> **Stored data**
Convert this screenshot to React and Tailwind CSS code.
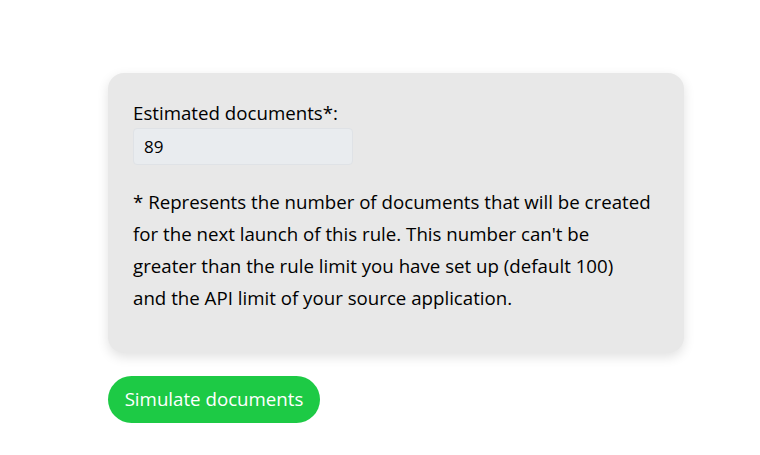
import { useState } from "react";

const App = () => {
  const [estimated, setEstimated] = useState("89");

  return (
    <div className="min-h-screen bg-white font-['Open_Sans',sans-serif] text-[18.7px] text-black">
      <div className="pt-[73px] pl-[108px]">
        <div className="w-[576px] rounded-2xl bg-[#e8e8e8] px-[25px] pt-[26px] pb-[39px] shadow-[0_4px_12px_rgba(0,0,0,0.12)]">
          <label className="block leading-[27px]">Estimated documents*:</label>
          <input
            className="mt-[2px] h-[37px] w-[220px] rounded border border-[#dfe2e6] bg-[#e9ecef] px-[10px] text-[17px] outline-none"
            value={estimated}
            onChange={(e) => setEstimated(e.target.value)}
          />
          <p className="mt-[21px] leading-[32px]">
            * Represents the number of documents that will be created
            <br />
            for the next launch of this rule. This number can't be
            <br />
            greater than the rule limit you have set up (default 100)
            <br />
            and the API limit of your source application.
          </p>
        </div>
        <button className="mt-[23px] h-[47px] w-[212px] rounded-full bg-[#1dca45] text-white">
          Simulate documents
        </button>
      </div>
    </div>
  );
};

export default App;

> **Goal of the exercise**
Write out every line of the preceding listing that contains "this".

> **Solved exercise**
Convert this screenshot to React and Tailwind CSS code.
            for the next launch of this rule. This number can't be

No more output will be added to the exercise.